Because once transition begins, the symbols of femininity (feminine,
as always, simply meaning “culturally related to femaleness”) no
longer have that same degree of power and appeal as a means of
asserting one’s gender identity. The exaggerated, symbolic totems of
womanhood stop being necessary once one’s actual womanhood begins to
be accepted and made real.

Gender identity is who we are. Gender expression is how we choose, or
how we need, to express that. An individual’s gender expression may
vary considerably from context to context (and is highly culturally
mediated), but the underlying gender identity is a solid constant.
Even a gender-fluid identity remains stable in its fluidity, constant
in its variability. That is an identity that is solid in its capacity
to feel at home in a variety of conceptual locations.

I did not come to the conclusion that I am a woman because I like men,
jewelry, make-up, dresses and My Little Pony. I was a woman first. The
jewelry, make-up, dresses and (to a lesser extent) My Little Pony are
simply the means through which I express my being a woman. Another
woman may express her womanhood through a spikey colourful pixie cut,
torn jeans, and a Smiths “Meat Is Murder” t-shirt. Another woman may
express her womanhood through a flannel shirt, blue jeans and a pair
of work-boots. We’re all women. How we choose to go about being women
is irrelevant.

And the men are just who I happen to like to fuck. That’s irrelevant
to being a woman too.

So please do bear this in mind. Although for a cis person,
particularly one who fits nice and comfy into the assumed role and
sexuality of their gender, gender identity may seem like some vague,
mysterious, incomprehensible and impossible-to-pin-down concept, it’s
important not to try pinning it down by forcing untenable associations
with unrelated things like our gender expression, our personalities,
how we present ourselves or dress, who we’re attracted to, or whether
we prefer chocolate to nachos.

I’ll give you a hand, though:

Sexual orientation is with whom, whether and how you like to have sex.

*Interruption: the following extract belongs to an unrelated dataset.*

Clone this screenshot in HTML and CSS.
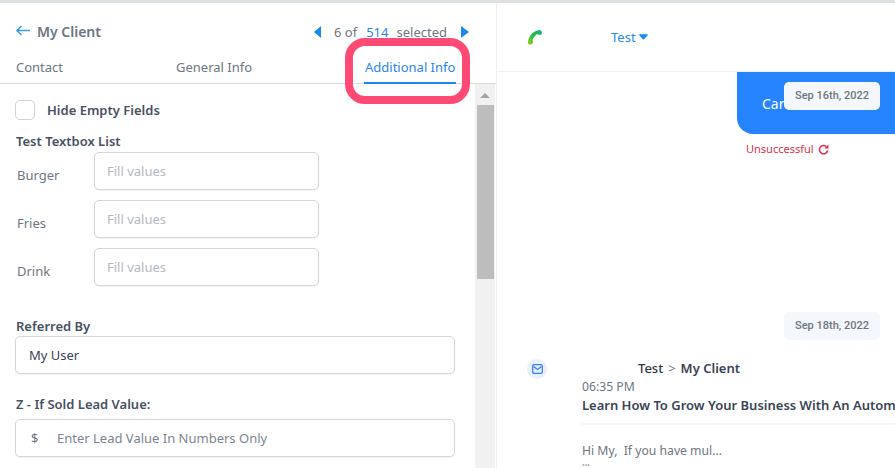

Gender expression is how you express yourself in relation to gendered
concepts (your relative “masculinity” and “femininity”, as well as
whether you dress “like a boy” or “like a girl”, that kind of thing)

Physiological sex is how your body is configured in relation to
gendered anatomy (like your chromosomes, your hormones, your breasts
or lack thereof, your body and facial hair or lack thereof, and
whether you have an innie or an outie).

Gender identity is the part of your gender that’s not any of that, and
would stay the same even if that stuff changed.

No?

Well, at least it generally makes sense for us. Because our struggle,
our identity, our trans-ness itself, is defined by the conflicts along
the edges of these things.

Just trust us, I guess?

Or at least learn a bit about the diverse reality before forming
theories on the basis of an abstraction.